Electrolysis is an endothermic reaction and requires energy to occur (blue arrow in Figure 3), while the fuel-cell reaction, which oxidizes hydrogen into water is exothermic (red arrow in Figure 3). Depositing one mole of any material at the cathode of an electrolytic cell requires 96,484 coulombs (Faraday’s constant). Therefore, it takes 237.13 kJ (224.79 BTU = 0.066 kwh) of electricity to synthesize one mole of hydrogen. When hydrogen is generated at ambient temperatures, the environment contributes 48.7 kJ of thermal energy for a total of 286 kJ.
The weight of one mole of hydrogen is 2 grams, and the energy content of one gallon of gasoline equals the energy content of one kilogram (about 500 moles) of hydrogen. Therefore the electricity needed to obtain the amount of hydrogen, which has the same energy content as one gallon of gasoline, is: 32.9 kWh. [(237.13 x 500 x 0.948)/3,413)]. Naturally if free solar energy generates the electricity, the cost of generation is only the cost of equipment depreciation and the emission is only oxygen. As shown in Figure 2,
H2O + (286 kJ of ENERGY) ↔ H2 + ½O2
Electrolysis (Blue arrow), Fuel Cell (Red arrow)
It takes the same amount of energy to split water into hydrogen and oxygen as the energy obtained by oxidizing hydrogen into water. The only difference between the two operations is that electrolysis increases the entropy and, therefore, not all the energy needs to be supplied in the form of electricity, as the environment also contributes 48.7 kJ in the form of thermal energy. Therefore, only 237.1 kJ of electrical energy is needed to make a mole of hydrogen from water. On the other hand, in case of the fuel cell operation, the oxidation of one mole of hydrogen will generate 237.1 kJ of electrical energy plus 48.7 kJ of heat. Therefore, when the RFC operates in the hydrogen- generating mode (when the sun is out), it cools, and when it operates in the electricity generating mode (at night), it heats its environment.

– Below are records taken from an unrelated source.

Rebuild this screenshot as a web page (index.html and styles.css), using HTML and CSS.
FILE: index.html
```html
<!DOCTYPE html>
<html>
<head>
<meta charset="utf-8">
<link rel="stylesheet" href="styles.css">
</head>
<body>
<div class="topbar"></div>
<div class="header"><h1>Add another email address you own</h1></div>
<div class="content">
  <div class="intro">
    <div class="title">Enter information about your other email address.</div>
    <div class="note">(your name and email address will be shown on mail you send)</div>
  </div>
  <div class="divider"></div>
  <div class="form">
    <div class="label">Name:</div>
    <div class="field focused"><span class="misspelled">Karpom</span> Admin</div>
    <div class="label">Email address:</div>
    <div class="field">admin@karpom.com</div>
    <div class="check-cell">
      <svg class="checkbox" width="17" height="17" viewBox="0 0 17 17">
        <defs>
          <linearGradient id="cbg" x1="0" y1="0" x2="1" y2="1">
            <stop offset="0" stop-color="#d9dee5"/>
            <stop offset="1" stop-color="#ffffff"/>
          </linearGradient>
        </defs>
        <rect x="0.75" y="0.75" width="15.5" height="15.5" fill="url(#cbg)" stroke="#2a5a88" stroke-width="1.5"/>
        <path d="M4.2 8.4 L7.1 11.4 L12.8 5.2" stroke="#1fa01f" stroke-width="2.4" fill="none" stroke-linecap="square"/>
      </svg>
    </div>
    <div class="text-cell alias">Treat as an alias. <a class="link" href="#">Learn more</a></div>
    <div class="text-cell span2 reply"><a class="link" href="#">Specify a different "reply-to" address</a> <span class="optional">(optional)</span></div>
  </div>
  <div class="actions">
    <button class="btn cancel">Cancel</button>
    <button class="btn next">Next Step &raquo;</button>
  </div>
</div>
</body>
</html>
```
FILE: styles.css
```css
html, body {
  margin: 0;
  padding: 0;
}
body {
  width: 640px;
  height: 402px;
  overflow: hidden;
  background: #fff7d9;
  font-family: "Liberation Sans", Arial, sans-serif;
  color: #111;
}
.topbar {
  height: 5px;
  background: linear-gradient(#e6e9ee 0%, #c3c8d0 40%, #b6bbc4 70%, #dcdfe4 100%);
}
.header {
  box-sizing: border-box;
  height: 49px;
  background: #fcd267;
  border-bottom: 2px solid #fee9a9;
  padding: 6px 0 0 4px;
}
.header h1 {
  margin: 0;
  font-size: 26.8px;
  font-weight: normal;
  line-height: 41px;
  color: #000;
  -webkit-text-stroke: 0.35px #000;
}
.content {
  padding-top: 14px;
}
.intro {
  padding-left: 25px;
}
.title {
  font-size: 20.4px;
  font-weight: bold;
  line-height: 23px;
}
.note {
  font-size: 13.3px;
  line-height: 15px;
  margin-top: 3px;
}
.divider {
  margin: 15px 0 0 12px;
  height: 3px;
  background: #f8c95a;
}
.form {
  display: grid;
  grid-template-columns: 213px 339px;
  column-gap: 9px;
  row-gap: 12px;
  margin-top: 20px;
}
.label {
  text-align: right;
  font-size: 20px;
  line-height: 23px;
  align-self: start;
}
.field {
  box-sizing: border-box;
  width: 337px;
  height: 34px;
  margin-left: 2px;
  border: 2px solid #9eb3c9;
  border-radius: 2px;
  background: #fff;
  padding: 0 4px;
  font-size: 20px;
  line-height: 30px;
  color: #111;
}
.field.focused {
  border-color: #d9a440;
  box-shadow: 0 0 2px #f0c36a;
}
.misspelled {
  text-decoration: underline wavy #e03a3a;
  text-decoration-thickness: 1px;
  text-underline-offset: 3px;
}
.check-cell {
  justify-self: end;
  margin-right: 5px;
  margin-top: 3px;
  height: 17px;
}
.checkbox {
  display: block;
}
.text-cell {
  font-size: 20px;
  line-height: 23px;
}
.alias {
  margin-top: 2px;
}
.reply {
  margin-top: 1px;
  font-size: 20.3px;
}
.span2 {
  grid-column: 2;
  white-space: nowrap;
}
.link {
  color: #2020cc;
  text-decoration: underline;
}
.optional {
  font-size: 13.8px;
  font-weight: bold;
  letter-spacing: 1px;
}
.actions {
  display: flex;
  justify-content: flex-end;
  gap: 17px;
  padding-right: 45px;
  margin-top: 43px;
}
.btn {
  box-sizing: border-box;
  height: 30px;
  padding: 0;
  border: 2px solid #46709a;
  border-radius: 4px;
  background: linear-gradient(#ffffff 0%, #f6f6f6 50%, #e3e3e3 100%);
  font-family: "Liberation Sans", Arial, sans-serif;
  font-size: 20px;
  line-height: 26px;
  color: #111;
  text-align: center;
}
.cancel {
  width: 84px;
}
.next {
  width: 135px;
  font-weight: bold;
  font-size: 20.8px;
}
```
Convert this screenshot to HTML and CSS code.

There are two types of water electrolyzers: alkaline and polymer (PEM). The alkaline designs can be unipolar or bipolar (Figure 4). In the unipolar design, the anode and the cathode are separated by a semi-permeable diaphragm membrane and are immersed in an alkaline solution. The diaphragm allows only salts to pass through and prevents the gases from mixing. The hydrogen and oxygen that is so produced is dried downstream of the electrolyzer to remove water vapor. These units operate at lower current densities and temperatures and must be under differential pressure control to protect the diaphragm.
In proton exchange membrane (PEM) or solid polymer electrolyte (SPE) electrolysis, the electrolyte is replaced by an ion-exchange resin. These units are compact, provide high current densities, but are more expensive and because of the corrosive nature of the electrolyte, require special materials of construction.